Every Thursday morning he goes to a local elementary school to help first graders who are struggling with their reading skills.
And for 22 years now, he’s spent a day a week at the West Central Juvenile Detention Center between Piqua and Troy mentoring teenage felons who are in rehab. “Typically I meet individually with three teens, each for an hour or so,” he said. “Sometimes I just ask, ‘How was your week?’ and we go from there. I love ‘em. How could you not? It’s heartbreaking.”
When he and Susie married 38 years ago, he had four children from his previous marriage and she had three daughters. They became a blended family and now have 15 grandchildren and two great grandchildren.
Almost all will be at the Hall of Fame festivities, except granddaughter Maddie, who’s a 6-foot sophomore starter on the No. 20 Iowa State women’s basketball team. She will be playing No. 1 Baylor on Saturday, but she did send her grandpa a video greeting.

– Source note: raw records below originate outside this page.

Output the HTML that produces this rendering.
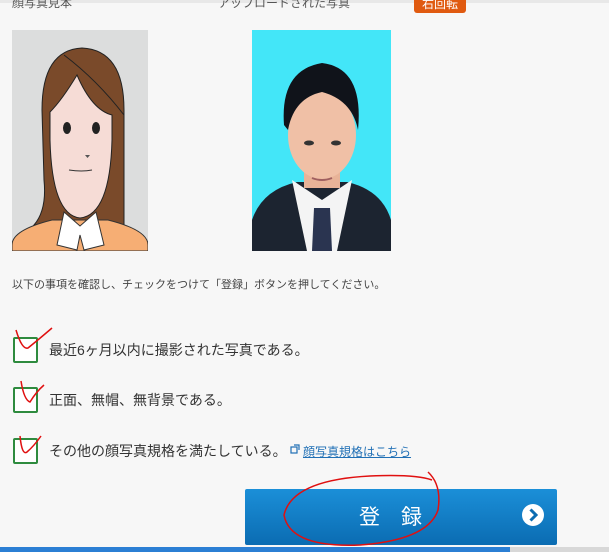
<!DOCTYPE html>
<html><head><meta charset="utf-8"><style>
body{margin:0;width:609px;height:552px;overflow:hidden;background:#f7f7f7;font-family:"Liberation Sans","Noto Sans CJK JP",sans-serif;position:relative;color:#333}
.a{position:absolute}
.cb{position:absolute;left:13px;width:21px;height:22px;border:2px solid #2e8b3e;border-radius:2px;background:#fff}
.t{position:absolute;left:49px;font-size:14px;color:#333;line-height:16px}
</style></head><body>
<div class="a" style="left:0;top:0;width:609px;height:3px;background:#e8e8e8"></div>
<div class="a" style="left:12px;top:-6px;font-size:12px;color:#555">顔写真見本</div>
<div class="a" style="left:218px;top:-6px;font-size:12px;color:#555">アップロードされた写真</div>
<div class="a" style="left:414px;top:-4px;width:52px;height:17px;background:#e05a10;border-radius:3px;color:#fff;font-size:12px;text-align:center;line-height:17px">右回転</div>

<svg class="a" style="left:12px;top:30px" width="136" height="221" viewBox="0 0 136 221">
<rect width="136" height="221" fill="#dcdddd"/>
<path d="M30 80 Q30 20 70 18 Q112 20 112 80 L112 195 L85 190 L50 190 L22 195 Q35 180 32 150Z" fill="#7a4a2a" stroke="#222" stroke-width="1"/>
<path d="M0 215 Q0 200 40 190 L96 190 Q136 200 136 215 L136 221 L0 221Z" fill="#f6ae74" stroke="#333"/>
<path d="M38 110 Q40 185 68 188 Q98 185 100 110 L100 85 Q80 80 65 45 Q50 70 38 82Z" fill="#f6dcd6" stroke="#222"/>
<path d="M52 182 L45 215 L65 220 L68 205 L72 220 L92 215 L84 182 L68 196Z" fill="#fff" stroke="#333"/>
<ellipse cx="55" cy="98" rx="4" ry="6" fill="#222"/><ellipse cx="84" cy="98" rx="4" ry="6" fill="#222"/>
<path d="M57 140 Q70 142 80 140" stroke="#333" fill="none"/><path d="M73 125 l5 0 l-2.5 3z" fill="#555"/>
<path d="M52 25 Q85 50 112 85" stroke="#222" fill="none"/>
</svg>

<svg class="a" style="left:252px;top:30px" width="139" height="221" viewBox="0 0 139 221">
<rect width="139" height="221" fill="#43e6f8"/>
<path d="M0 190 Q10 160 45 152 L95 152 Q130 160 139 190 L139 221 L0 221Z" fill="#1c2430"/>
<path d="M40 150 L55 221 L85 221 L100 150 L70 170Z" fill="#f4f4f4"/>
<path d="M62 178 L78 178 L80 221 L60 221Z" fill="#2a3450"/>
<rect x="52" y="118" width="36" height="40" fill="#e8b398"/>
<ellipse cx="70" cy="105" rx="34" ry="44" fill="#f0c0a6"/>
<path d="M32 95 Q28 40 70 33 Q112 38 106 100 Q100 70 70 62 Q42 68 36 100Z" fill="#10131a"/>
<ellipse cx="57" cy="113" rx="5" ry="2.5" fill="#333"/><ellipse cx="84" cy="113" rx="5" ry="2.5" fill="#333"/>
<path d="M60 148 Q70 152 80 148" stroke="#a06060" stroke-width="2" fill="none"/>
</svg>

<div class="a" style="left:12px;top:276px;font-size:11px;color:#444">以下の事項を確認し、チェックをつけて「登録」ボタンを押してください。</div>

<div class="cb" style="top:337px"></div><div class="t" style="top:342px">最近6ヶ月以内に撮影された写真である。</div>
<div class="cb" style="top:387px"></div><div class="t" style="top:392px">正面、無帽、無背景である。</div>
<div class="cb" style="top:438px"></div><div class="t" style="top:443px">その他の顔写真規格を満たしている。</div>
<svg class="a" style="left:290px;top:444px" width="10" height="10" fill="none" stroke="#1f6fb5" stroke-width="1.2"><rect x="1" y="3" width="6" height="6"/><path d="M4 1 H9 V6"/></svg>
<div class="a" style="left:303px;top:443px;font-size:12px;color:#1f6fb5;text-decoration:underline">顔写真規格はこちら</div>

<div class="a" style="left:245px;top:489px;width:312px;height:56px;background:linear-gradient(#1b8fd8,#0b6cb2);border-radius:2px"></div>
<div class="a" style="left:359px;top:501px;font-size:21px;color:#fff;letter-spacing:21px">登録</div>
<svg class="a" style="left:521px;top:503px" width="24" height="24"><circle cx="12" cy="12" r="11" fill="#fff"/><path d="M9.5 6.5 L15 12 L9.5 17.5" stroke="#0b6cb2" stroke-width="3" fill="none"/></svg>

<div class="a" style="left:0;top:547px;width:609px;height:5px;background:#d8d8d8"></div>
<div class="a" style="left:0;top:547px;width:510px;height:5px;background:#2b7fd4"></div>

<svg class="a" style="left:0;top:0" width="609" height="552" fill="none" stroke="#e01010" stroke-width="1.5">
<path d="M16 330 Q22 350 28 348 Q38 340 52 328"/>
<path d="M21 381 Q24 400 30 402 Q36 392 44 385"/>
<path d="M20 436 Q22 456 27 452 Q34 446 41 436"/>
<path d="M428 472 Q442 485 438 510 Q428 540 360 545 Q290 548 284 515 Q292 480 370 476 Q415 474 432 480"/>
</svg>
</body></html>
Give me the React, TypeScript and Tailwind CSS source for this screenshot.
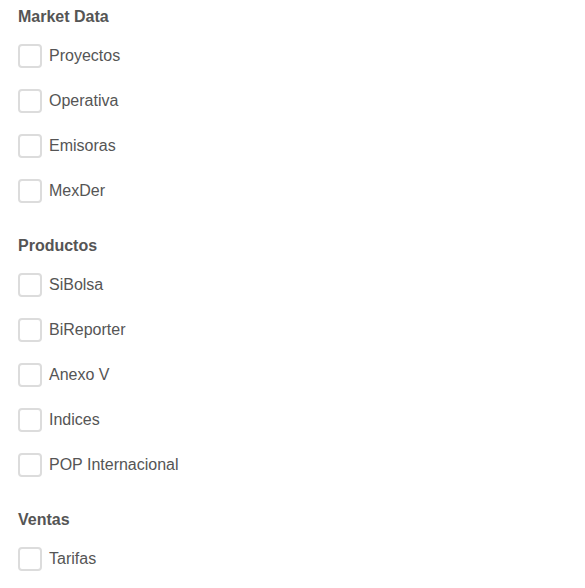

Wise has gotten congratulations from lots of people, including a nice note from Brad Brownell, the former WSU coach who now leads the Clemson Tigers.
And Wise said he asked Jim Brown to be his presenter at the Hall of Fame ceremony:
“We go way back and he said, ‘Gordie, I’m gonna have some fun.’”
That made him laugh: “I told him, ‘I hope you do, Baby!’”
After all, he’s had fun and he has the stories, the memories and that old trophy to prove it.